• _Material for the task_
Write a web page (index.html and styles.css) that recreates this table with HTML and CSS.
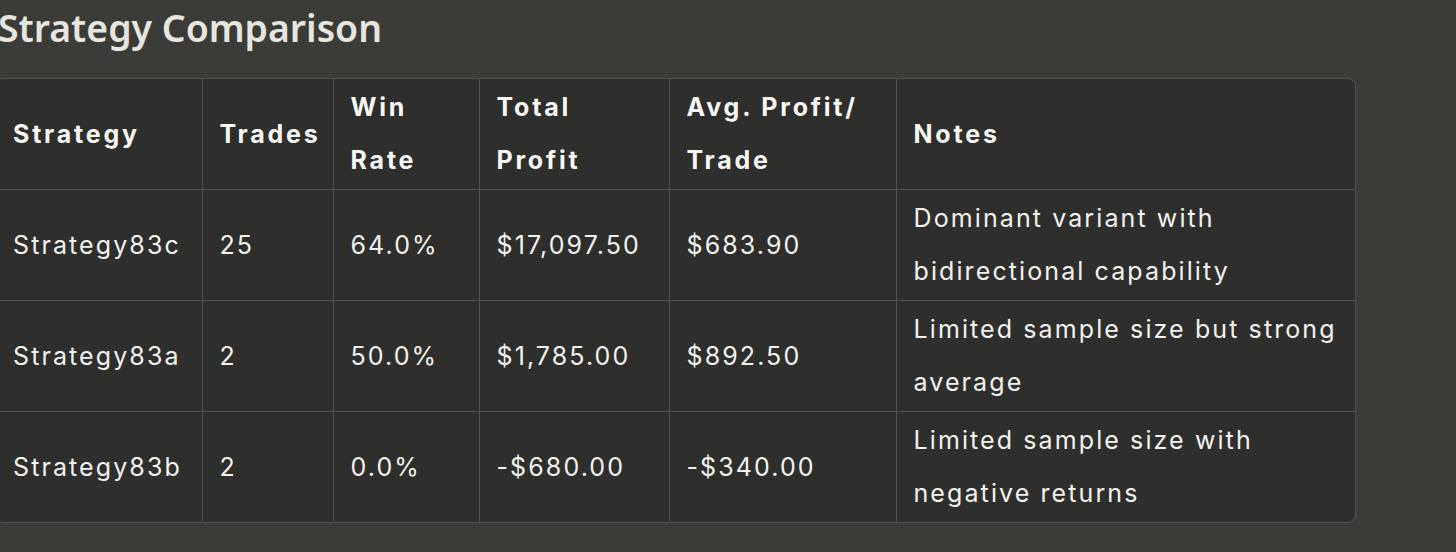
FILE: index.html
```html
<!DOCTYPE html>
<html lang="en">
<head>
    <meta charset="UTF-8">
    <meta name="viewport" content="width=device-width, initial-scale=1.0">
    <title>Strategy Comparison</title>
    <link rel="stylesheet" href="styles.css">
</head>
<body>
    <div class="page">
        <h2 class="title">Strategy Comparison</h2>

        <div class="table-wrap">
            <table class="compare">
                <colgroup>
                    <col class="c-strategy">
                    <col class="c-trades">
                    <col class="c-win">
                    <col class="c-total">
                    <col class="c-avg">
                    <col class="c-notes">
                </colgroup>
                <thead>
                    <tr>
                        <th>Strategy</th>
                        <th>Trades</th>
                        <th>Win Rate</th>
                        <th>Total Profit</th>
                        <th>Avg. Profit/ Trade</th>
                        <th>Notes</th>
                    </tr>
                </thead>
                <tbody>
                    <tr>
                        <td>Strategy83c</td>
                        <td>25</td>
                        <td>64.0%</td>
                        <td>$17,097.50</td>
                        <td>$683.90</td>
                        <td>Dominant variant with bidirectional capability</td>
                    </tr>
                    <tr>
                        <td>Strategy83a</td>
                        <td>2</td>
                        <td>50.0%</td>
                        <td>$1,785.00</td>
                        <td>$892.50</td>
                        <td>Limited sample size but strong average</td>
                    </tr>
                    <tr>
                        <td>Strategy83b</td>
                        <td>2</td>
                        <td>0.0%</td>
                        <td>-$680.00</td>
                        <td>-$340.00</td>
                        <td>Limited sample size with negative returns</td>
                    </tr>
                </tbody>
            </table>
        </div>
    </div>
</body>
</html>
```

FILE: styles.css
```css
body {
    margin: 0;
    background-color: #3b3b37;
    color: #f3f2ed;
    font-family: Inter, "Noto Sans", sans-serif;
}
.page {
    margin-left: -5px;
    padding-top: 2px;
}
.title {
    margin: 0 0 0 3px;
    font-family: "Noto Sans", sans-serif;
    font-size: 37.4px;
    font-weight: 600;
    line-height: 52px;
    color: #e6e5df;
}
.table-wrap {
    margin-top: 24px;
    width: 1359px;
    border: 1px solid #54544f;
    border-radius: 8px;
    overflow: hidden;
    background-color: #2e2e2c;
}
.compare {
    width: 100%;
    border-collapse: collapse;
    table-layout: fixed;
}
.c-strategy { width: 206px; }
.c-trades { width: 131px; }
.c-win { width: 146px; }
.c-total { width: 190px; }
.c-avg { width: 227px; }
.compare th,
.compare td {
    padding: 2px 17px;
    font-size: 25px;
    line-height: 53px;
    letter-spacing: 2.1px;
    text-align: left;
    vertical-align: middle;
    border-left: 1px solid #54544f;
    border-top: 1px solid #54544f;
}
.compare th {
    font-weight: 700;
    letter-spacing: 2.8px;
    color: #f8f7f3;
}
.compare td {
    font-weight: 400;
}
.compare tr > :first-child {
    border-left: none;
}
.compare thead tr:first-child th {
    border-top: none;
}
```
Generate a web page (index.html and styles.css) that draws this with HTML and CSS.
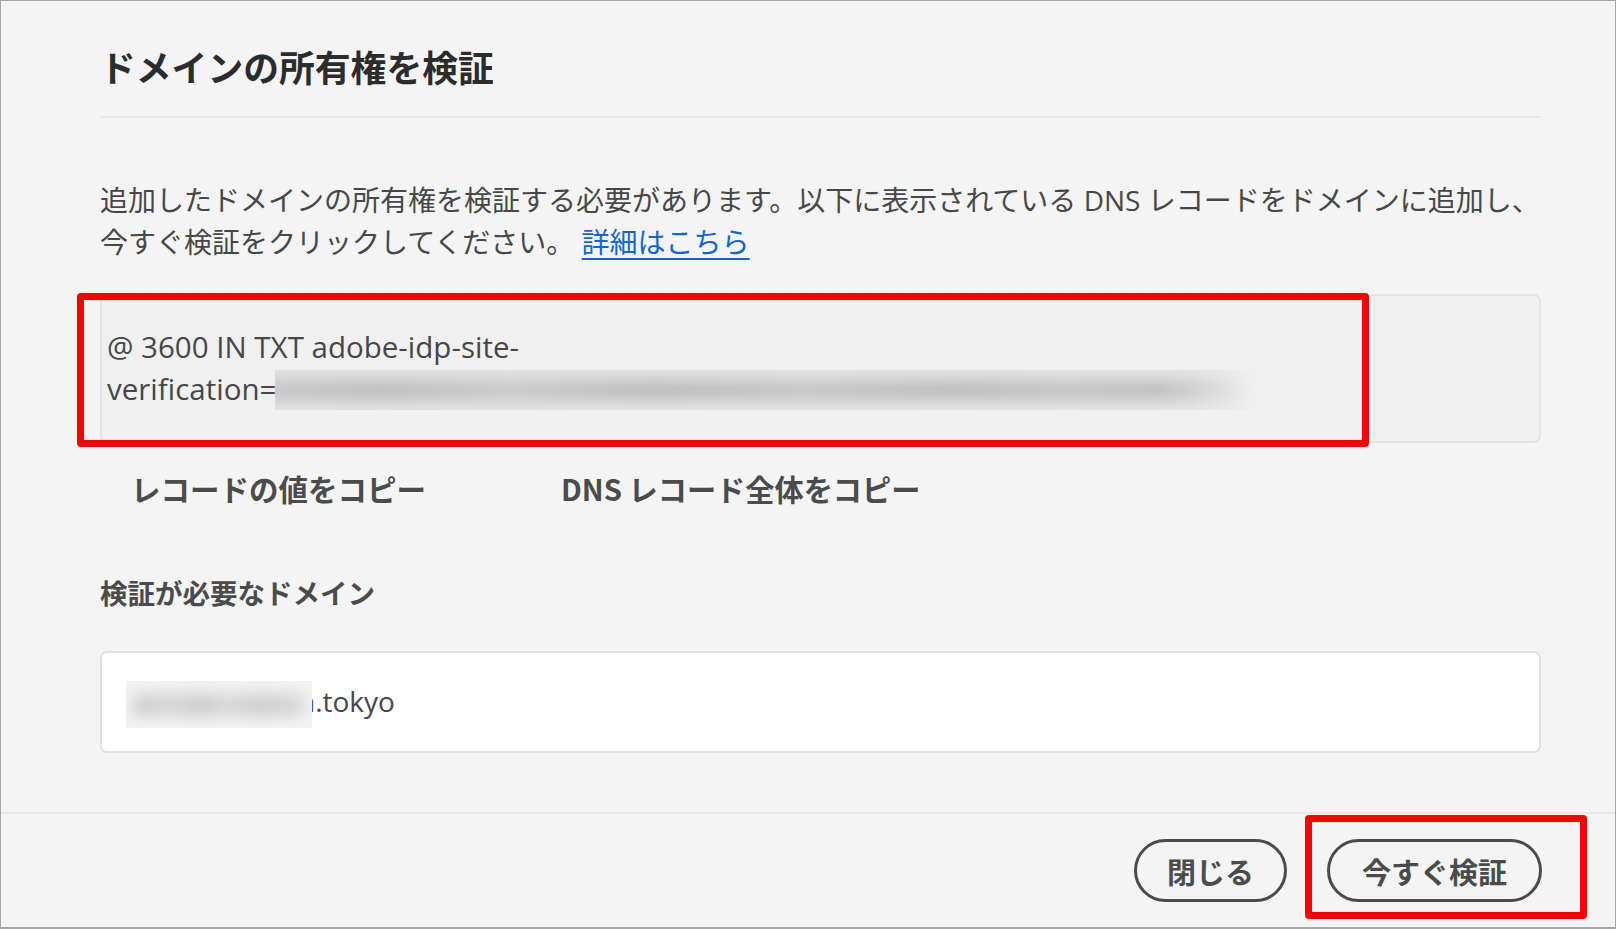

• _Task to complete_
From the entries above, output every line exactly and omit any image.

• _Exercise output_
Write a web page (index.html and styles.css) that recreates this table with HTML and CSS.
FILE: index.html
```html
<!DOCTYPE html>
<html lang="en">
<head>
    <meta charset="UTF-8">
    <meta name="viewport" content="width=device-width, initial-scale=1.0">
    <title>Strategy Comparison</title>
    <link rel="stylesheet" href="styles.css">
</head>
<body>
    <div class="page">
        <h2 class="title">Strategy Comparison</h2>

        <div class="table-wrap">
            <table class="compare">
                <colgroup>
                    <col class="c-strategy">
                    <col class="c-trades">
                    <col class="c-win">
                    <col class="c-total">
                    <col class="c-avg">
                    <col class="c-notes">
                </colgroup>
                <thead>
                    <tr>
                        <th>Strategy</th>
                        <th>Trades</th>
                        <th>Win Rate</th>
                        <th>Total Profit</th>
                        <th>Avg. Profit/ Trade</th>
                        <th>Notes</th>
                    </tr>
                </thead>
                <tbody>
                    <tr>
                        <td>Strategy83c</td>
                        <td>25</td>
                        <td>64.0%</td>
                        <td>$17,097.50</td>
                        <td>$683.90</td>
                        <td>Dominant variant with bidirectional capability</td>
                    </tr>
                    <tr>
                        <td>Strategy83a</td>
                        <td>2</td>
                        <td>50.0%</td>
                        <td>$1,785.00</td>
                        <td>$892.50</td>
                        <td>Limited sample size but strong average</td>
                    </tr>
                    <tr>
                        <td>Strategy83b</td>
                        <td>2</td>
                        <td>0.0%</td>
                        <td>-$680.00</td>
                        <td>-$340.00</td>
                        <td>Limited sample size with negative returns</td>
                    </tr>
                </tbody>
            </table>
        </div>
    </div>
</body>
</html>
```

FILE: styles.css
```css
body {
    margin: 0;
    background-color: #3b3b37;
    color: #f3f2ed;
    font-family: Inter, "Noto Sans", sans-serif;
}
.page {
    margin-left: -5px;
    padding-top: 2px;
}
.title {
    margin: 0 0 0 3px;
    font-family: "Noto Sans", sans-serif;
    font-size: 37.4px;
    font-weight: 600;
    line-height: 52px;
    color: #e6e5df;
}
.table-wrap {
    margin-top: 24px;
    width: 1359px;
    border: 1px solid #54544f;
    border-radius: 8px;
    overflow: hidden;
    background-color: #2e2e2c;
}
.compare {
    width: 100%;
    border-collapse: collapse;
    table-layout: fixed;
}
.c-strategy { width: 206px; }
.c-trades { width: 131px; }
.c-win { width: 146px; }
.c-total { width: 190px; }
.c-avg { width: 227px; }
.compare th,
.compare td {
    padding: 2px 17px;
    font-size: 25px;
    line-height: 53px;
    letter-spacing: 2.1px;
    text-align: left;
    vertical-align: middle;
    border-left: 1px solid #54544f;
    border-top: 1px solid #54544f;
}
.compare th {
    font-weight: 700;
    letter-spacing: 2.8px;
    color: #f8f7f3;
}
.compare td {
    font-weight: 400;
}
.compare tr > :first-child {
    border-left: none;
}
.compare thead tr:first-child th {
    border-top: none;
}
```
Generate a web page (index.html and styles.css) that draws this with HTML and CSS.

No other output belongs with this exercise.